SUGAR DADDY – Review by Susan Wloszczyna
Sometimes, a girl has to do what a girl has to do just to survive and, perhaps, make her dream come true. That is the case with Sugar Daddy’s Darren (Kelly McCormack), a struggling 25-year-old free spirit who aspires to become a musical artist. But her lack of funds forces her to take odd jobs such as a caterer just to make ends meet. After she is fired for sneaking food into her backpack, however, Darren decides to become an escort for older males who just want a female presence when they go out to dinner.
Darren’s pals support her pursuits, but aren’t so sure about her allowing lonely men to buy her fancy outfits to wear to classy joints where they wine and dine her for a fee. There is an unspoken promise of no sex but it pays enough that she can purchase an odd electronic keyboard instrument to accompany her rather ragged yet intriguing vocalizing to lyrics she makes up on the spot.
She meets a female friend of one of her clients, an owner of a record label who allows her to audition, but her oddly angelic singing style doesn’t quite fit the bill. Her roommate Peter confesses he has feelings for her, but she shrugs him off. But when Darren finally tells her other friends how she is making a living during her birthday celebration, they turn on her and accuse her of prostituting herself.

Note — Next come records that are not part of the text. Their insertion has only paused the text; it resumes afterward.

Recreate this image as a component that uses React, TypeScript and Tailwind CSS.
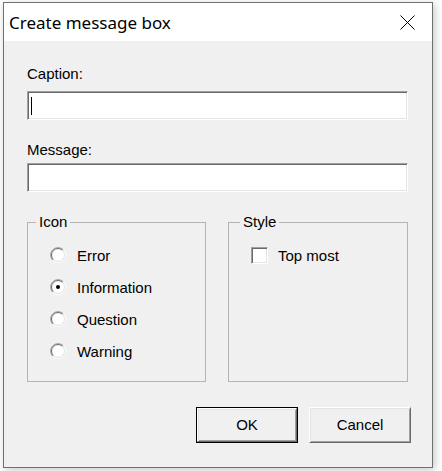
import type { ReactNode } from "react";

const ui = "font-['Liberation_Sans',Arial,sans-serif] text-[15px] text-black";

function Radio({ checked }: { checked?: boolean }) {
    return (
        <svg width="16" height="16" viewBox="0 0 16 16" className="shrink-0">
            <circle cx="8" cy="8" r="6.5" fill="#ffffff" />
            <path d="M2.697 13.303A7.5 7.5 0 0 1 13.303 2.697" fill="none" stroke="#a0a0a0" strokeWidth="1" />
            <path d="M13.303 2.697A7.5 7.5 0 0 1 2.697 13.303" fill="none" stroke="#ffffff" strokeWidth="1" />
            <path d="M3.404 12.596A6.5 6.5 0 0 1 12.596 3.404" fill="none" stroke="#696969" strokeWidth="1" />
            <path d="M12.596 3.404A6.5 6.5 0 0 1 3.404 12.596" fill="none" stroke="#e3e3e3" strokeWidth="1" />
            {checked && <circle cx="8" cy="8" r="2" fill="#000000" />}
        </svg>
    );
}

function GroupBox({ title, width, offset, children }: { title: string; width: string; offset: string; children: ReactNode }) {
    return (
        <fieldset className={`${width} h-[168px] border border-[#b4b4b4] rounded-none`}>
            <legend className={`${offset} px-[3px] leading-[16px]`}>{title}</legend>
            <div className="mt-[9px]">{children}</div>
        </fieldset>
    );
}

function TextBox({ caret }: { caret?: boolean }) {
    return (
        <div className="h-[29px] w-full flex items-center bg-white border border-t-[#a0a0a0] border-l-[#a0a0a0] border-r-white border-b-white shadow-[inset_1px_1px_0_#696969,inset_-1px_-1px_0_#e3e3e3] pl-[3px]">
            {caret && <div className="w-[1px] h-[18px] bg-black" />}
        </div>
    );
}

export default function App() {
    const icons = ["Error", "Information", "Question", "Warning"];

    return (
        <div className={`w-[442px] h-[471px] bg-white pl-[3px] pt-[2px] ${ui}`}>
            <div className="w-[430px] h-[466px] border border-[#707070] flex flex-col shadow-[2px_2px_8px_rgba(0,0,0,0.22)]">
                {/* title bar */}
                <div className="h-[38px] bg-white flex items-center pl-[5px] shrink-0">
                    <span className="font-['Noto_Sans',sans-serif] text-[17px] text-black leading-none">
                        Create message box
                    </span>
                    <svg width="15" height="15" viewBox="0 0 15 15" className="ml-auto mr-[17px]">
                        <path d="M0.5 0.5L14.5 14.5M14.5 0.5L0.5 14.5" stroke="#000000" strokeWidth="1" />
                    </svg>
                </div>

                <div className="flex-1 bg-[#f0f0f0] pl-[23px] pr-[24px] pt-[24px]">
                    <div className="leading-[17px]">Caption:</div>
                    <div className="mt-[9px]">
                        <TextBox caret />
                    </div>
                    <div className="leading-[17px] mt-[21px]">Message:</div>
                    <div className="mt-[5px]">
                        <TextBox />
                    </div>

                    <div className="flex justify-between mt-[22px]">
                        <GroupBox title="Icon" width="w-[179px]" offset="ml-[8px]">
                            <div className="flex flex-col pl-[22px]">
                                {icons.map((name) => (
                                    <div key={name} className="h-[32px] flex items-center gap-[11px]">
                                        <Radio checked={name === "Information"} />
                                        <span className="leading-[17px]">{name}</span>
                                    </div>
                                ))}
                            </div>
                        </GroupBox>
                        <GroupBox title="Style" width="w-[180px]" offset="ml-[11px]">
                            <div className="pl-[22px] h-[32px] flex items-center gap-[10px]">
                                <div className="w-[17px] h-[17px] bg-white border border-t-[#a0a0a0] border-l-[#a0a0a0] border-r-white border-b-white shadow-[inset_1px_1px_0_#696969,inset_-1px_-1px_0_#e3e3e3]" />
                                <span className="leading-[17px]">Top most</span>
                            </div>
                        </GroupBox>
                    </div>

                    <div className="flex justify-end gap-[11px] mt-[25px] mr-[-3px]">
                        <div className="w-[102px] h-[36px] border border-black">
                            <div className="w-full h-full flex items-center justify-center bg-[#f0f0f0] border border-t-white border-l-white border-r-[#696969] border-b-[#696969] shadow-[inset_1px_1px_0_#e3e3e3,inset_-1px_-1px_0_#a0a0a0]">
                                OK
                            </div>
                        </div>
                        <div className="w-[102px] h-[36px] flex items-center justify-center bg-[#f0f0f0] border border-t-white border-l-white border-r-[#696969] border-b-[#696969] shadow-[inset_1px_1px_0_#e3e3e3,inset_-1px_-1px_0_#a0a0a0]">
                            Cancel
                        </div>
                    </div>
                </div>
            </div>
        </div>
    );
}
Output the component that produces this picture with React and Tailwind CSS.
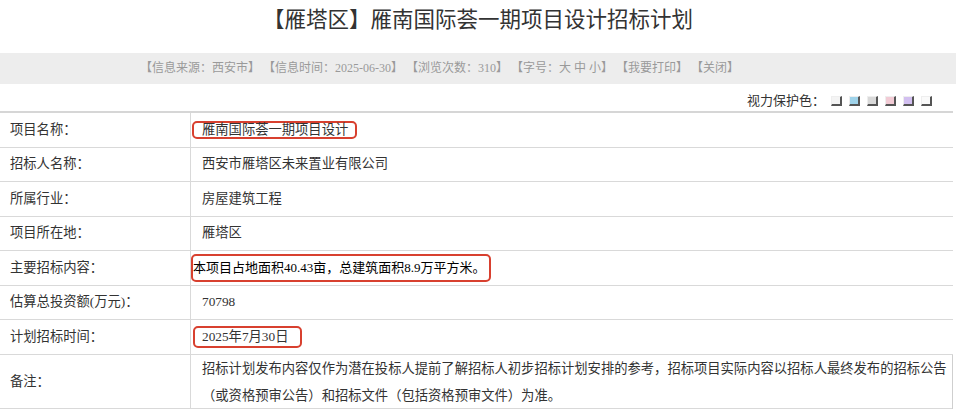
import React from 'react';

const swatches = [
    'bg-[#f4f4f4]',
    'bg-[#9fd3ea]',
    'bg-[#d9d9d9]',
    'bg-[#f2cbd5]',
    'bg-[#d2bff0]',
    'bg-[#fafafa]',
];

const Row = ({ label, children, last }) => (
    <div className={`grid grid-cols-[191px_1fr] border-b border-[#d9d9d9] ${last ? 'h-[54.5px]' : 'h-[34.5px]'}`}>
        <div className="flex items-center border-r border-[#d9d9d9] pl-[10px] text-[#333]">{label}</div>
        <div className={`flex items-center pl-[11px] text-[#333] ${last ? 'border-r border-[#cfcfcf]' : ''}`}>{children}</div>
    </div>
);

const App = () => {
    return (
        <div className="w-[956px] bg-white font-['Liberation_Serif','Noto_Sans_CJK_SC',serif] text-[#333]">
            <h1 className="h-[53px] pt-[6px] text-center text-[21.5px] leading-[28px] font-normal text-[#333]">
                【雁塔区】雁南国际荟一期项目设计招标计划
            </h1>

            <div className="h-[31px] bg-[#ededed] pl-[140px] text-[12px] leading-[31px] text-[#9a9a9a] whitespace-nowrap">
                【信息来源：西安市】 【信息时间：2025-06-30】 【浏览次数：310】 【字号：大 中 小】 【我要打印】 【关闭】
            </div>

            <div className="flex h-[27px] w-[953px] items-center justify-end pt-[6px] pr-[21px]">
                <span className="mr-[6px] text-[13px] text-[#333]">视力保护色：</span>
                <div className="flex gap-[7px]">
                    {swatches.map((c) => (
                        <span
                            key={c}
                            className={`block h-[10px] w-[11px] border-r-2 border-b-2 border-t border-l border-t-[#eee] border-l-[#eee] border-r-[#555] border-b-[#555] ${c}`}
                        />
                    ))}
                </div>
            </div>

            {/* detail table */}
            <div className="w-[953px] border-t-2 border-[#d6d6d6] text-[13.3px]">
                <Row label="项目名称：">
                    <span className="-ml-[10px] inline-block rounded-[5px] border-2 border-[#d8402f] pl-[8px] pr-[7px] leading-[14px]">
                        雁南国际荟一期项目设计
                    </span>
                </Row>
                <Row label="招标人名称：">西安市雁塔区未来置业有限公司</Row>
                <Row label="所属行业：">房屋建筑工程</Row>
                <Row label="项目所在地：">雁塔区</Row>
                <Row label="主要招标内容：">
                    <span className="-ml-[11px] inline-block rounded-[5px] border-2 border-[#d8402f] py-[2px] pr-[3px] text-[13px] leading-[20px] text-black">
                        本项目占地面积40.43亩，总建筑面积8.9万平方米。
                    </span>
                </Row>
                <Row label="估算总投资额(万元)：">70798</Row>
                <Row label="计划招标时间：">
                    <span className="-ml-[9px] inline-block rounded-[5px] border-2 border-[#d8402f] py-[2px] pl-[7px] pr-[12px] leading-[14px]">
                        2025年7月30日
                    </span>
                </Row>
                <Row label="备注：" last>
                    <p className="leading-[27px]">
                        招标计划发布内容仅作为潜在投标人提前了解招标人初步招标计划安排的参考，招标项目实际内容以招标人最终发布的招标公告
                        <br />
                        （或资格预审公告）和招标文件（包括资格预审文件）为准。
                    </p>
                </Row>
            </div>
        </div>
    );
};

export default App;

But when D’s main source of income, a wry businessman sensitively portrayed by Colm Feore, provides an offer she can’t refuse, she can finally dedicate herself to a music career and perhaps fulfill her destiny. McCormick, who wrote the script, strings together a series of roadblocks for her character along the way but doesn’t always fully fill in the narrative blanks. But first-time director Wendy Morgan knows how to use her charismatic star’s physicality, intense eyes, lithe body, plush lips and pale beauty to make a powerful pro-female statement. That includes a crew that boasts female producers, editor and cinematographer behind the scenes.
When Sugar Daddy opened the 20th edition of the Whistler Film Fest last December, its Vancouver-based leading lady had this to say to Variety: “This film is also very wildly un-Canadian in term of its sentiment and its lack of politeness.” McCormack added that she hoped it would be warmly received by “a global audience….As Virginia Woolf famously said: ‘A woman has no country.’ ”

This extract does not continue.